Ao perceber essas novas nuanças do conto, ao perceber como tudo se altera na leitura sem que ao menos uma palavra tenha sido trocada no texto, o leitor é jogado no reino da ficção e se defronta com a consciência que exige o ato de narrar. O realismo evidente na primeira leitura transforma-se em conjectura, de todo modo filtrada pelo ponto de vista, pela percepção do narrador. Com isso, me parece que Salinger realiza um jogo narrativo que propõe ao leitor tomar consciência das idiossincrasias da ficção, de seus mecanismos e de seu caráter essencialmente lúdico. Isto, para mim, justifica a plausibilidade daquela segunda opção.

E quanto a Buddy ser alter-ego de Salinger? Esta opção não exclui a anterior. Buddy é escritor. É recluso: mora em uma cabana afastada do centro urbano, sem telefone. Tem caráter irônico, sarcástico. Mas, para mim, o que torna essa opção mais possível, é o fato de os estilos literários dos dois serem um só. Isso pode parecer meio absurdo: sendo Buddy uma criação de Salinger, seu estilo só pode ser o estilo de seu autor. Mas, entendam-me: quando Buddy narra, ele está escrevendo. Salinger deixa isso muito claro. Ele não está simplesmente falando, como Holden. Ele está escrevendo e escreve sobre suas preferências narrativas. Na introdução de “Zooey”, por exemplo, ele diz: “[...] o que pretendo oferecer não é realmente uma estória; é, antes, uma espécie de seqüência cinematográfica de um filme de amadores, realizado em família, só que, em vez de imagens, tem prosa” (Franny & Zooey. Editora do Autor, 1961. Página 62).

É claro que o estilo de Buddy só pode ser o estilo de Salinger, mas o que quero dizer é que Buddy é um personagem. E como personagem, ele foi pensado por seu autor. Sendo ele escritor, certamente salinger teve mais cuidado ainda em precisar o seu estilo. Que tipo de escritor será esse meu personagem? De que coisas falará, em que tom? Certamente essas questões fizeram parte de seu processo de criação, deliberadamente ou não.

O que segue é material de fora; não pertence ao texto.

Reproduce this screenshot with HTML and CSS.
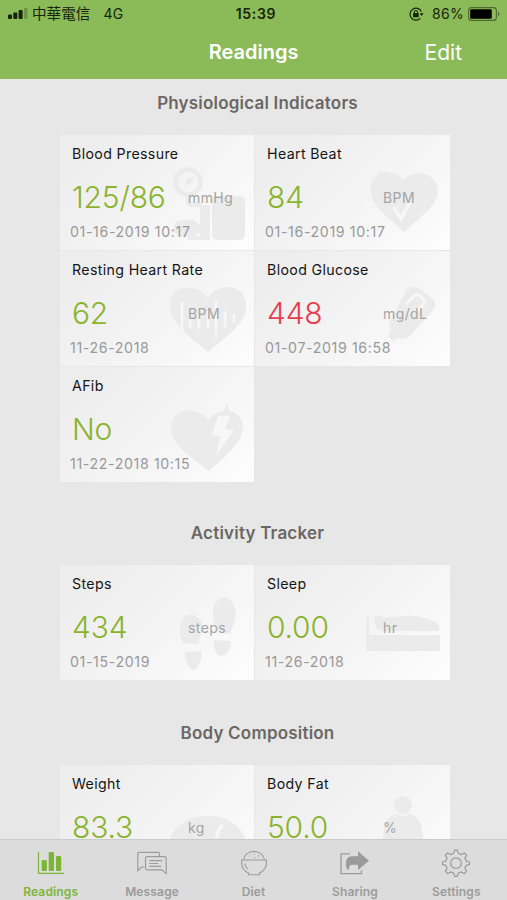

E o ponto mais importante é que o tom de Salinger nos textos em que Buddy é o narrador é exatamente o mesmo dos seus outros textos, narrados por Holden, pelo Sargento X ou em terceira pessoa. Aparecem neles o mesmo gosto pela transcrição de cartas, a mesma informalidade, a ironia reservada aos personagens, a falta de penetração em suas consciências, o jeito de mostrar e não contar.

De todo modo, não tenho certeza sobre essas coisas. Lhes parece possível que, na declaração destacada, produzida posteriormente à publicação de quase toda a sua obra, Salinger esteja, através de indícios auto-referenciais, conectando ficcionalmente todos os seus livros em torno dessa figura, Buddy Glass? Eu, particularmente, creio que sim, é possível. Não creio que sua obra só faça sentido a partir desta interpretação, tampouco que seja necessário passar por ela. Acredito, no entanto, que Salinger – que deixou sua pena sabe-se lá por quais motivos –, ao por em seu último livro esta declaração – talvez ele até já soubesse que esse seria seu último livro –, abriu outras possibilidades de leitura de sua obra. Eu, como admiradora de sua prosa, não posso deixar de enveredar por estes caminhos.